- Korea’s exports grow 4% to $44.9 billion in February 2018-03-02
The Ministry of Trade, Industry and Energy (MOTIE) announced on March 1 that Korea’s exports in February grew 4 percent year-on-year to USD 44.9 billion. This was despite 2.5 fewer working days in February this year compared with the same month in 2017 because of the Seollal holiday.
Exports of goods increased for 16 consecutive months for the first time in 74 months since December 2011. The average daily exports of goods rose 17.3 percent to $2.3 billion from a year earlier, achieving growth for 15 straight months. Won-denominated exports decreased 2 percent to 48.4 trillion won due to strong won.
Imports expanded 14.8 percent to $41.6 billion and trade surplus stood at $3.3 billion, remaining positive for 73 consecutive months.
Trade, Industry and Energy Minister Paik Ungyu appreciated the increase in exports for the 16th consecutive month despite challenging export conditions.
"The Trade Ministry will make every effort to maintain export growth by taking pre-emptive measures against downside risks for exports," Minister Paik said.
A closer look at exports shows that five out of Korea’s 13 major export items saw growth. They are semiconductors, computers and peripheral devices, petroleum products, ships, and petrochemicals. Exports of the first four categories expanded at double-digit rates.
Semiconductor exports soared 40.8 percent year-on-year to $9 billion, achieving the 17th consecutive growth and posting a record high for February. This growth was due to continued high prices for dynamic random-access memory (DRAM) chips and greater demand for NAND flash memory chips used in smartphones.
Computer and peripheral device exports jumped 29.5 percent to $858 million, also recording a record high for February, on the back of strong demand for high-volume, high-performance servers and data centers as well as the launch of new products, such as more advanced solid-state drives (SSDs).
Overseas shipments of petrochemicals and petroleum products expanded 6.3 percent to $4.1 billion and 15.8 percent to $3.4 billion, respectively. This is attributable to rising oil prices. In addition, exports of ships jumped 40.3 percent to $2.7 billion.

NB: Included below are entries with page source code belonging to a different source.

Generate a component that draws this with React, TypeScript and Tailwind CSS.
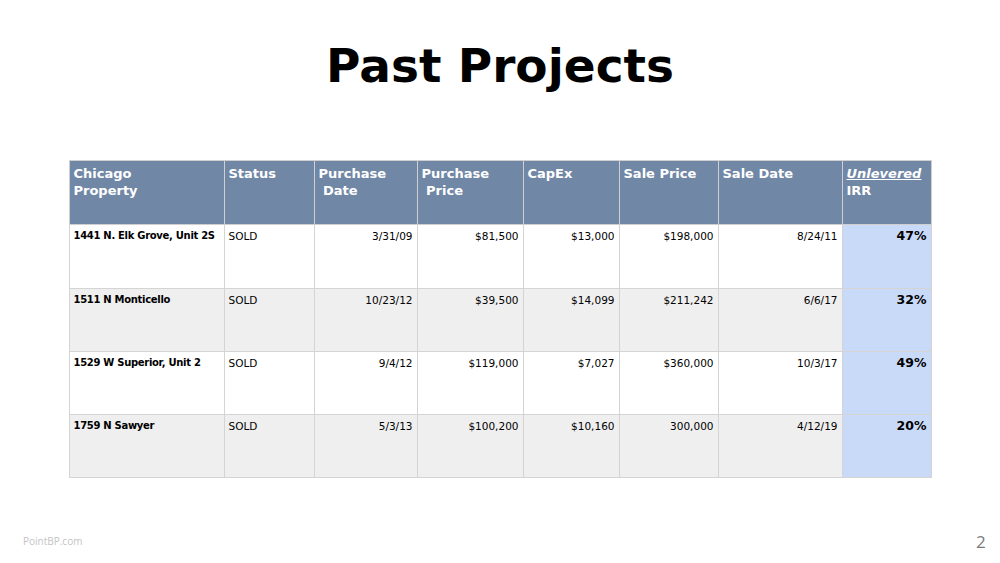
import React from "react";

const rows = [
  { p: "1441 N. Elk Grove, Unit 2S", d: "3/31/09", pp: "$81,500", c: "$13,000", sp: "$198,000", sd: "8/24/11", irr: "47%", gray: false, h: "h-[64px]" },
  { p: "1511 N Monticello", d: "10/23/12", pp: "$39,500", c: "$14,099", sp: "$211,242", sd: "6/6/17", irr: "32%", gray: true, h: "h-[63px]" },
  { p: "1529 W Superior, Unit 2", d: "9/4/12", pp: "$119,000", c: "$7,027", sp: "$360,000", sd: "10/3/17", irr: "49%", gray: false, h: "h-[63px]" },
  { p: "1759 N Sawyer", d: "5/3/13", pp: "$100,200", c: "$10,160", sp: "300,000", sd: "4/12/19", irr: "20%", gray: true, h: "h-[63px]" },
];

const font = { fontFamily: '"DejaVu Sans", "Open Sans", sans-serif' };

export default function App() {
  const th = "border border-[#cfcfcf] align-top text-left px-[4px] pt-[4px] text-white font-bold text-[13px] leading-[17px] whitespace-pre";
  const td = "border border-[#d4d4d4] align-top pt-[4px] px-[4px] text-[10.5px] leading-[14px] text-black";
  return (
    <div className="w-[1000px] h-[563px] bg-white relative overflow-hidden" style={font}>
      <div className="flex flex-col items-center">
        <h1 className="mt-[38px] text-[47px] leading-[56px] font-bold text-black">Past Projects</h1>
        <table className="mt-[66px] table-fixed border-collapse w-[862px]">
          <colgroup>
            <col className="w-[155px]" />
            <col className="w-[90px]" />
            <col className="w-[103px]" />
            <col className="w-[106px]" />
            <col className="w-[96px]" />
            <col className="w-[99px]" />
            <col className="w-[124px]" />
            <col className="w-[89px]" />
          </colgroup>
          <thead>
            <tr className="h-[64px] bg-[#7187a6]">
              <th className={th}>{"Chicago\nProperty"}</th>
              <th className={th}>Status</th>
              <th className={th}>{"Purchase\n Date"}</th>
              <th className={th}>{"Purchase\n Price"}</th>
              <th className={th}>CapEx</th>
              <th className={th}>Sale Price</th>
              <th className={th}>Sale Date</th>
              <th className={th}>
                <span className="italic underline">Unlevered</span>
                {"\nIRR"}
              </th>
            </tr>
          </thead>
          <tbody>
            {rows.map((r, i) => (
              <tr key={i} className={`${r.h} ${r.gray ? "bg-[#efefef]" : "bg-white"}`}>
                <td className={`${td} font-bold whitespace-nowrap text-[10px] tracking-[-0.3px]`}>{r.p}</td>
                <td className={td}>SOLD</td>
                <td className={`${td} text-right`}>{r.d}</td>
                <td className={`${td} text-right`}>{r.pp}</td>
                <td className={`${td} text-right`}>{r.c}</td>
                <td className={`${td} text-right`}>{r.sp}</td>
                <td className={`${td} text-right`}>{r.sd}</td>
                <td className={`${td} text-right bg-[#c9daf8] font-bold text-[12.5px]`}>{r.irr}</td>
              </tr>
            ))}
          </tbody>
        </table>
      </div>
      <div className="absolute left-[23px] top-[534px] text-[10px] text-[#c4c4c4]" style={{ fontFamily: '"Open Sans", sans-serif' }}>PointBP.com</div>
      <div className="absolute left-[976px] top-[529px] text-[17px] text-[#7a7a7a]" style={{ fontFamily: '"Open Sans", sans-serif' }}>2</div>
    </div>
  );
}
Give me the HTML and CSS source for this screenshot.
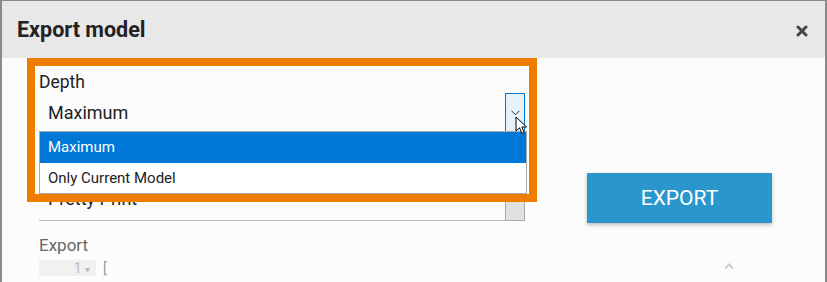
FILE: index.html
```html
<!DOCTYPE html>
<html>
<head>
  <meta charset="UTF-8">
  <title>Export model</title>
  <link rel="stylesheet" href="styles.css">
</head>
<body>
  <div class="window">
    <div class="header">
      <h2>Export model</h2>
      <button type="button" class="close" title="Schließen">
        <svg width="12" height="12" viewBox="0 0 12 12"><path d="M2 2 L10 10 M10 2 L2 10" stroke="#444" stroke-width="3" stroke-linecap="round"/></svg>
      </button>
    </div>
    <div class="content">
      <div class="form">
        <label class="field-label">Depth</label>
        <div class="select open">
          <span class="select-value">Maximum</span>
          <span class="select-btn">
            <svg width="9" height="6" viewBox="0 0 9 6"><path d="M0.5 0.8 L4.5 4.8 L8.5 0.8" fill="none" stroke="#333" stroke-width="1"/></svg>
          </span>
          <ul class="options">
            <li class="selected">Maximum</li>
            <li>Only Current Model</li>
          </ul>
          <svg class="cursor" width="14" height="20" viewBox="0 0 14 20"><path d="M1 1 L1 15 L4.5 11.8 L7 17.5 L9.2 16.5 L6.8 11 L11.5 11 Z" fill="#fff" stroke="#000" stroke-width="1" stroke-linejoin="round"/></svg>
        </div>
        <div class="select format">
          <span class="select-value">Pretty Print</span>
          <span class="select-btn plain"></span>
        </div>
        <label class="field-label muted">Export</label>
        <div class="code">
          <span class="gutter">1 <span class="fold">▾</span></span>
          <span class="code-text">[</span>
        </div>
      </div>
      <div class="actions">
        <button type="button" class="export">EXPORT</button>
        <span class="caret">
          <svg width="10" height="6" viewBox="0 0 10 6"><path d="M1 5.5 L5 1.5 L9 5.5" fill="none" stroke="#ccc" stroke-width="2"/></svg>
        </span>
      </div>
    </div>
    <div class="highlight"></div>
  </div>
</body>
</html>
```

FILE: styles.css
```css
body { margin: 0; font-family: Roboto, "Noto Sans", Arial, sans-serif; }
.window { position: relative; width: 827px; height: 282px; box-sizing: border-box; border: 2px solid #8a8a8a; border-top-width: 1px; border-bottom: none; background: #fcfcfc; overflow: hidden; }
.header { height: 57px; background: #e8e8e8; display: flex; align-items: center; justify-content: space-between; padding: 0 17px 0 15px; }
.header h2 { margin: 0; font-size: 21.5px; font-weight: bold; color: #222; }
.close { border: none; background: none; padding: 0; margin-top: 2px; cursor: pointer; display: flex; }
.content { display: flex; padding-left: 37px; }
.form { width: 486px; padding-top: 14px; }
.field-label { display: block; font-size: 17.5px; line-height: 21px; color: #222; }
.field-label.muted { color: #666; font-size: 17px; margin-top: 14px; }
.select { position: relative; height: 39px; display: flex; align-items: center; justify-content: space-between; margin-top: 0; }
.select-value { font-size: 18px; color: #222; padding-left: 9px; }
.select-btn { width: 18px; height: 37px; border: 1px solid #0078d7; background: #e5f1fb; display: flex; align-items: center; justify-content: center; }
.select-btn.plain { border-color: #aaa; background: #e1e1e1; }
.select.format { margin-top: 50px; border-bottom: 1px solid #bbb; height: 38px; }
.select.format .select-value { margin-top: -6px; }
.options { position: absolute; left: 0; top: 38px; width: 486px; margin: 0; padding: 0; list-style: none; background: #fff; border: 1px solid #aaa; z-index: 2; }
.options li { height: 30px; line-height: 30px; padding-left: 8px; font-size: 15px; color: #222; }
.options li.selected { height: 31px; line-height: 31px; background: #0078d7; color: #fff; }
.cursor { position: absolute; left: 476px; top: 23px; z-index: 3; }
.code { display: flex; align-items: center; height: 20px; margin-top: 2px; font-size: 14px; }
.gutter { width: 57px; background: #f1f1f1; color: #bbb; text-align: right; padding-right: 6px; box-sizing: border-box; }
.fold { font-size: 10px; }
.code-text { color: #999; padding-left: 7px; }
.actions { flex: 1; display: flex; flex-direction: column; align-items: flex-start; padding: 115px 0 0 62px; }
.export { width: 185px; height: 50px; border: none; border-radius: 0; background: #2b96cc; color: #fff; font-family: Roboto, sans-serif; font-size: 21px; cursor: pointer; box-shadow: 0 2px 4px rgba(0,0,0,0.25); }
.caret { margin: 40px 0 0 137px; display: flex; }
.highlight { position: absolute; left: 25px; top: 57px; width: 494px; height: 128px; border: 8px solid #f07d00; z-index: 4; pointer-events: none; }
```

Meanwhile, exports of general machinery, automobiles, automobile parts, displays, steel, textiles, wireless communication devices, and home appliance declined.
Among outbound shipments of high-value, high-tech products that the Ministry keeps track of, multi-chip package (MCP) and SSD exports surged 74.2 percent to $2.2 billion and 65.2 percent to $599 million, respectively, while organic light-emitting diode (OLED) exports saw a year-on-year decrease of 8.4 percent to $563 million.
The double-digit growth of MCP exports was mainly due to continued expansion of semiconductor usage and their storage capacity while that of SSD exports was largely because of Korean firms’ launch of new models as well as high demand for high-volume, high-performance secondary storage devices. The decline in OLED exports, on the other hand, was caused by the fewer working days in February and lower demand for OLEDs resulted from the smartphone market maturity.
Exports of goods to most regions increased. In particular, those to Japan, the European Union, Australia, and Vietnam posted double-digit year-on-year growths of 21.6 percent, 17.8 percent, 16.5 percent, and 14.2 percent, respectively. Meanwhile, outbound shipments to Central and South America, the Middle East, and the United States saw year-on-year decreases of 4.9 percent, 9.6 percent, and 10.7 percent.
Imports rose 14.8 percent to $41.6 billion, recording the 16th consecutive growth for the first time in 72 months since February 2012. Inbound shipments of semiconductor manufacturing equipments and computer storage devices increased because of investment in production facilities and expansion of domestic production while those of crude oil and liquefied natural gas expanded due to the rise in oil and commodity prices.